Images are not part of the copy; transcribe all the data exactly.
***** PROVIDED MATERIAL *****
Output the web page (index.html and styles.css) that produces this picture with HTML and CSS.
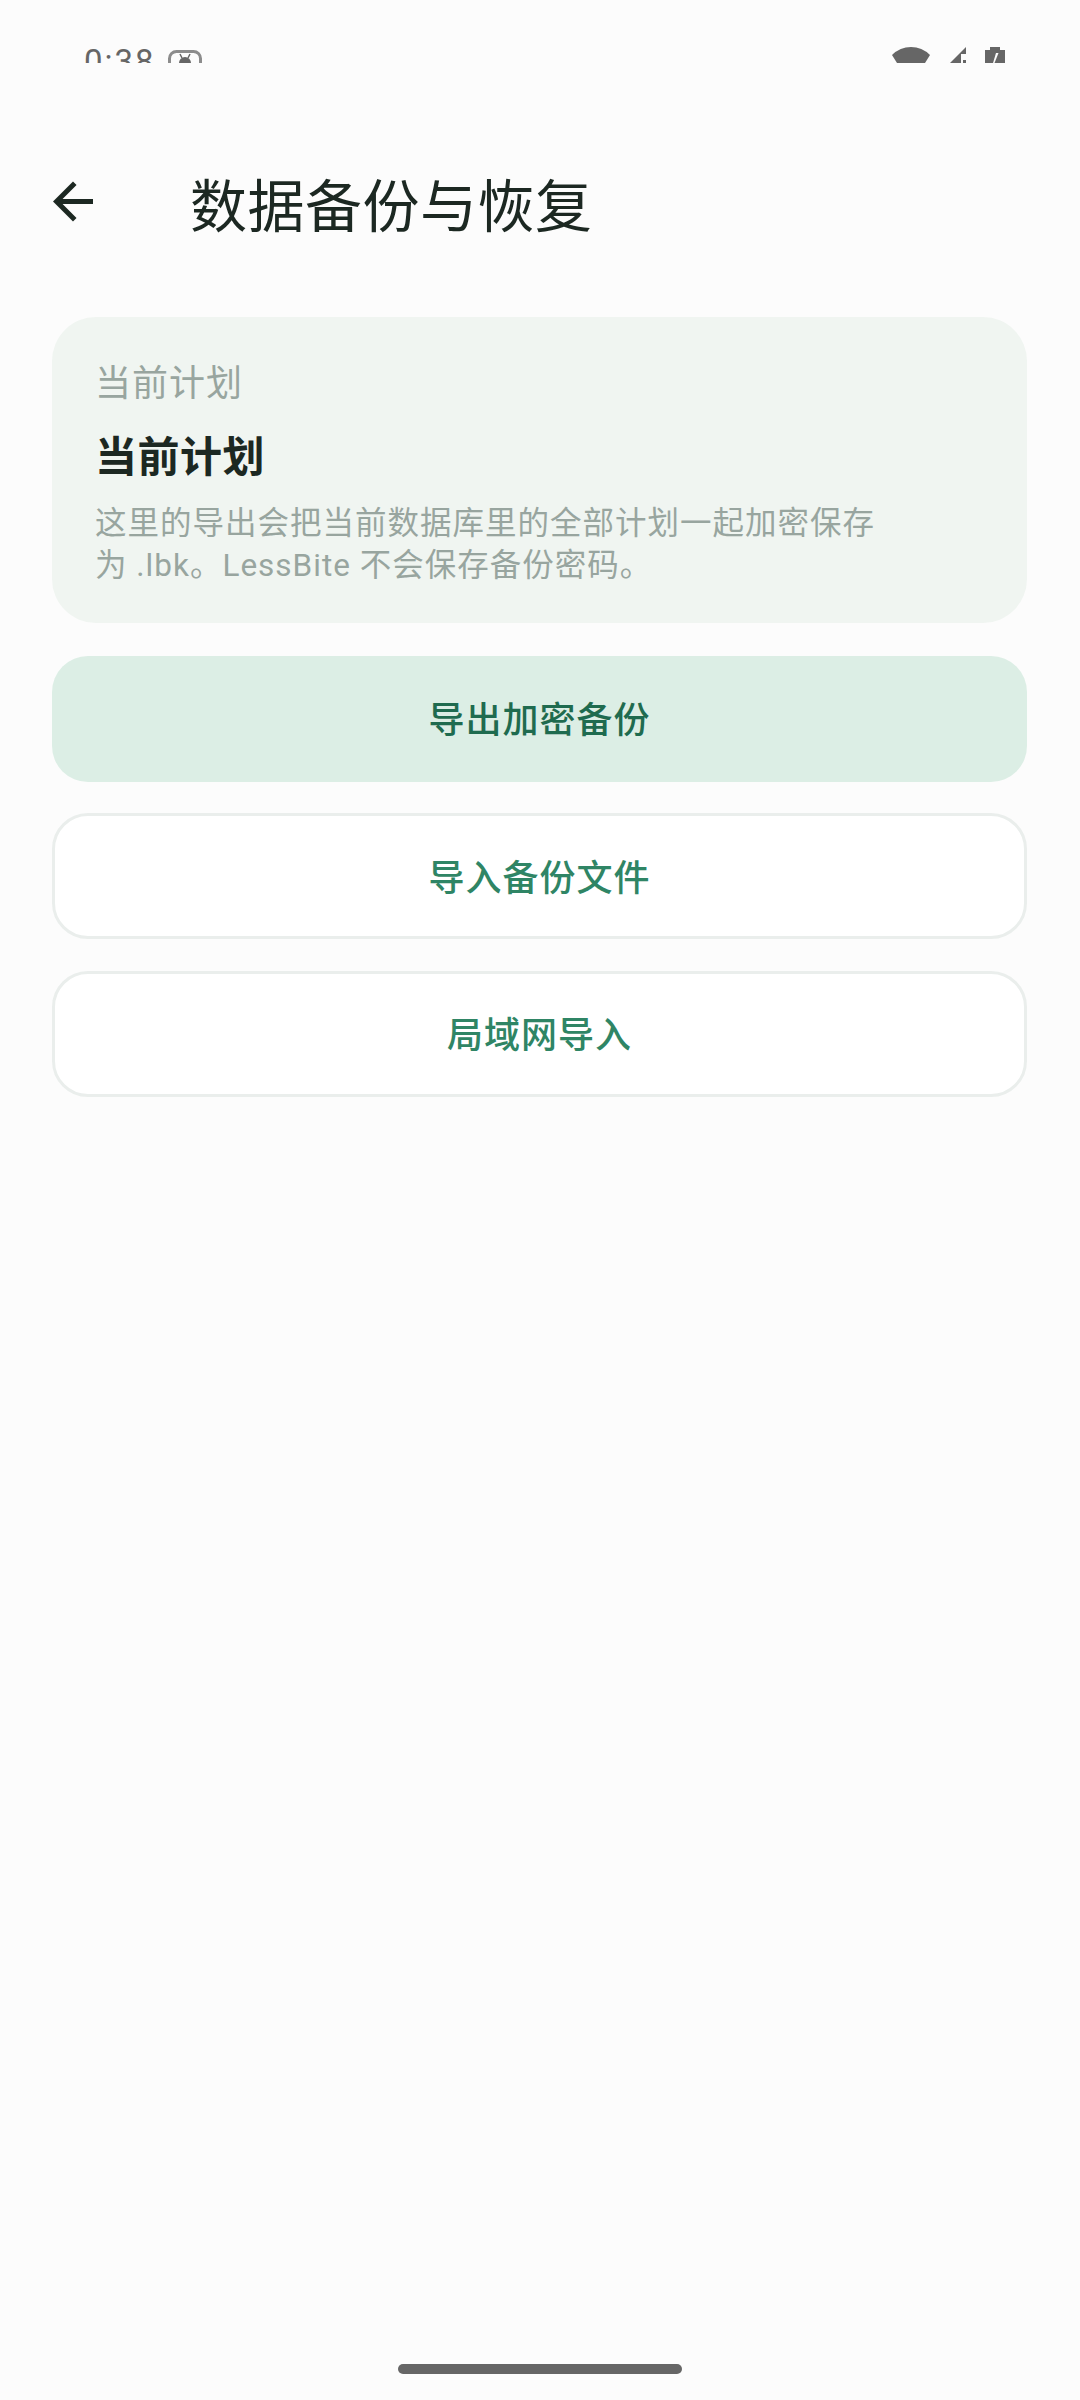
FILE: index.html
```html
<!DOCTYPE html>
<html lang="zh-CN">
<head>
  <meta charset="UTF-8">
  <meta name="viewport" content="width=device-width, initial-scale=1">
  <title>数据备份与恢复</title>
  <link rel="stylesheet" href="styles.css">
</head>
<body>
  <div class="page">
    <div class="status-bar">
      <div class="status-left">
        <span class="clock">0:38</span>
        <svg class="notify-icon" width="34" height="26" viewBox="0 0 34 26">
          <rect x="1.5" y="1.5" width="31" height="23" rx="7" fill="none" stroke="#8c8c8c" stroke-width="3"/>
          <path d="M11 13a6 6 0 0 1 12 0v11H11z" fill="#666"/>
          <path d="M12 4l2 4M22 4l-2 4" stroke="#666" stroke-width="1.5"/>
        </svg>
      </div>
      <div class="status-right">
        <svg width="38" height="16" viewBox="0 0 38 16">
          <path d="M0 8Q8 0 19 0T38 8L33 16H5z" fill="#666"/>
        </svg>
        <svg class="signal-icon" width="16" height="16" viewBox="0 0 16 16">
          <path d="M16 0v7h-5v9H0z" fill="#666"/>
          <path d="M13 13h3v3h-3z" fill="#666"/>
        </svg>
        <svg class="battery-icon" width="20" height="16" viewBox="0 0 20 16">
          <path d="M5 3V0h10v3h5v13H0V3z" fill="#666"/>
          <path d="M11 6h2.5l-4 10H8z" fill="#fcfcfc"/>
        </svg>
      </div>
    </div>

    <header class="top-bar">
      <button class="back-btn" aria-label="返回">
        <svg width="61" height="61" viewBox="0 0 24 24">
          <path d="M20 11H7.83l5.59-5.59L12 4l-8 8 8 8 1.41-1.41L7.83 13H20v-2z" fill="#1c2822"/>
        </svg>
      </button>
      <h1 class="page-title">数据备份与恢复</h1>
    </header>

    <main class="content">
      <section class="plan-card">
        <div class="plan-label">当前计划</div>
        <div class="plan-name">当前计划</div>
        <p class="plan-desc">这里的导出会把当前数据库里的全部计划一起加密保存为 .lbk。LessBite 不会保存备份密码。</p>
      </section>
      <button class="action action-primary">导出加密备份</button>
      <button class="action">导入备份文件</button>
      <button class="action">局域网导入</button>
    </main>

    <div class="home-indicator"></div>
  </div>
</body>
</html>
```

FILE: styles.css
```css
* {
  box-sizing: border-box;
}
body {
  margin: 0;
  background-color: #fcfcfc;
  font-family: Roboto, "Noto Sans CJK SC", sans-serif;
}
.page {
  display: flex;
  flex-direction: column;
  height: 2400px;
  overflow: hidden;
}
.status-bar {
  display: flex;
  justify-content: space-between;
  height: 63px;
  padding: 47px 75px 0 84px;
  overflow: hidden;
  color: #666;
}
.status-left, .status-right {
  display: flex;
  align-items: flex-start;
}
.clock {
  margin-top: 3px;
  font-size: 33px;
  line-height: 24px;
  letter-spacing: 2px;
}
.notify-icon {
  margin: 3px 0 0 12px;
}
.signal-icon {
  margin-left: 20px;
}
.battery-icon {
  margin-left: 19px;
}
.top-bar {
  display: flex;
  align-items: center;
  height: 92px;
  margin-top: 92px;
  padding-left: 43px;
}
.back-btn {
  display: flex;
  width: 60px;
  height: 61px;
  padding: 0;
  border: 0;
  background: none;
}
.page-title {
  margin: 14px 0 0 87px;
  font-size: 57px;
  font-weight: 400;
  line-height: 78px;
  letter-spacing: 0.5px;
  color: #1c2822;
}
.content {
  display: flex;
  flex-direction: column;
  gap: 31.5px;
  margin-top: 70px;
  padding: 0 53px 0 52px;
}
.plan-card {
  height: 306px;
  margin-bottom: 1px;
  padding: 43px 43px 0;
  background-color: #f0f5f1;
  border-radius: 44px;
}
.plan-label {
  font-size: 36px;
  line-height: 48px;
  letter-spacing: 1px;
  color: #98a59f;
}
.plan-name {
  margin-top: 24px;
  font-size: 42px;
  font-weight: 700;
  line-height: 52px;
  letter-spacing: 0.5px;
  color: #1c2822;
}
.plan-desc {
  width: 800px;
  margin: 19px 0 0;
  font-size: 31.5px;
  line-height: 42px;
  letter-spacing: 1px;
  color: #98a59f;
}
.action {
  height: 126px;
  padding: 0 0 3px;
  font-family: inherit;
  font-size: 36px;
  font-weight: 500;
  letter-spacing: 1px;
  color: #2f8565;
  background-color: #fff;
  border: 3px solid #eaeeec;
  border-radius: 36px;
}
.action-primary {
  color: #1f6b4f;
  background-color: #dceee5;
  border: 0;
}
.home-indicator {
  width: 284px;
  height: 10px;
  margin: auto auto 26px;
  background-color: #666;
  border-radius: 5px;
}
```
*****
THE REPLY.
Output the web page (index.html and styles.css) that produces this picture with HTML and CSS.
FILE: index.html
```html
<!DOCTYPE html>
<html lang="zh-CN">
<head>
  <meta charset="UTF-8">
  <meta name="viewport" content="width=device-width, initial-scale=1">
  <title>数据备份与恢复</title>
  <link rel="stylesheet" href="styles.css">
</head>
<body>
  <div class="page">
    <div class="status-bar">
      <div class="status-left">
        <span class="clock">0:38</span>
        <svg class="notify-icon" width="34" height="26" viewBox="0 0 34 26">
          <rect x="1.5" y="1.5" width="31" height="23" rx="7" fill="none" stroke="#8c8c8c" stroke-width="3"/>
          <path d="M11 13a6 6 0 0 1 12 0v11H11z" fill="#666"/>
          <path d="M12 4l2 4M22 4l-2 4" stroke="#666" stroke-width="1.5"/>
        </svg>
      </div>
      <div class="status-right">
        <svg width="38" height="16" viewBox="0 0 38 16">
          <path d="M0 8Q8 0 19 0T38 8L33 16H5z" fill="#666"/>
        </svg>
        <svg class="signal-icon" width="16" height="16" viewBox="0 0 16 16">
          <path d="M16 0v7h-5v9H0z" fill="#666"/>
          <path d="M13 13h3v3h-3z" fill="#666"/>
        </svg>
        <svg class="battery-icon" width="20" height="16" viewBox="0 0 20 16">
          <path d="M5 3V0h10v3h5v13H0V3z" fill="#666"/>
          <path d="M11 6h2.5l-4 10H8z" fill="#fcfcfc"/>
        </svg>
      </div>
    </div>

    <header class="top-bar">
      <button class="back-btn" aria-label="返回">
        <svg width="61" height="61" viewBox="0 0 24 24">
          <path d="M20 11H7.83l5.59-5.59L12 4l-8 8 8 8 1.41-1.41L7.83 13H20v-2z" fill="#1c2822"/>
        </svg>
      </button>
      <h1 class="page-title">数据备份与恢复</h1>
    </header>

    <main class="content">
      <section class="plan-card">
        <div class="plan-label">当前计划</div>
        <div class="plan-name">当前计划</div>
        <p class="plan-desc">这里的导出会把当前数据库里的全部计划一起加密保存为 .lbk。LessBite 不会保存备份密码。</p>
      </section>
      <button class="action action-primary">导出加密备份</button>
      <button class="action">导入备份文件</button>
      <button class="action">局域网导入</button>
    </main>

    <div class="home-indicator"></div>
  </div>
</body>
</html>
```

FILE: styles.css
```css
* {
  box-sizing: border-box;
}
body {
  margin: 0;
  background-color: #fcfcfc;
  font-family: Roboto, "Noto Sans CJK SC", sans-serif;
}
.page {
  display: flex;
  flex-direction: column;
  height: 2400px;
  overflow: hidden;
}
.status-bar {
  display: flex;
  justify-content: space-between;
  height: 63px;
  padding: 47px 75px 0 84px;
  overflow: hidden;
  color: #666;
}
.status-left, .status-right {
  display: flex;
  align-items: flex-start;
}
.clock {
  margin-top: 3px;
  font-size: 33px;
  line-height: 24px;
  letter-spacing: 2px;
}
.notify-icon {
  margin: 3px 0 0 12px;
}
.signal-icon {
  margin-left: 20px;
}
.battery-icon {
  margin-left: 19px;
}
.top-bar {
  display: flex;
  align-items: center;
  height: 92px;
  margin-top: 92px;
  padding-left: 43px;
}
.back-btn {
  display: flex;
  width: 60px;
  height: 61px;
  padding: 0;
  border: 0;
  background: none;
}
.page-title {
  margin: 14px 0 0 87px;
  font-size: 57px;
  font-weight: 400;
  line-height: 78px;
  letter-spacing: 0.5px;
  color: #1c2822;
}
.content {
  display: flex;
  flex-direction: column;
  gap: 31.5px;
  margin-top: 70px;
  padding: 0 53px 0 52px;
}
.plan-card {
  height: 306px;
  margin-bottom: 1px;
  padding: 43px 43px 0;
  background-color: #f0f5f1;
  border-radius: 44px;
}
.plan-label {
  font-size: 36px;
  line-height: 48px;
  letter-spacing: 1px;
  color: #98a59f;
}
.plan-name {
  margin-top: 24px;
  font-size: 42px;
  font-weight: 700;
  line-height: 52px;
  letter-spacing: 0.5px;
  color: #1c2822;
}
.plan-desc {
  width: 800px;
  margin: 19px 0 0;
  font-size: 31.5px;
  line-height: 42px;
  letter-spacing: 1px;
  color: #98a59f;
}
.action {
  height: 126px;
  padding: 0 0 3px;
  font-family: inherit;
  font-size: 36px;
  font-weight: 500;
  letter-spacing: 1px;
  color: #2f8565;
  background-color: #fff;
  border: 3px solid #eaeeec;
  border-radius: 36px;
}
.action-primary {
  color: #1f6b4f;
  background-color: #dceee5;
  border: 0;
}
.home-indicator {
  width: 284px;
  height: 10px;
  margin: auto auto 26px;
  background-color: #666;
  border-radius: 5px;
}
```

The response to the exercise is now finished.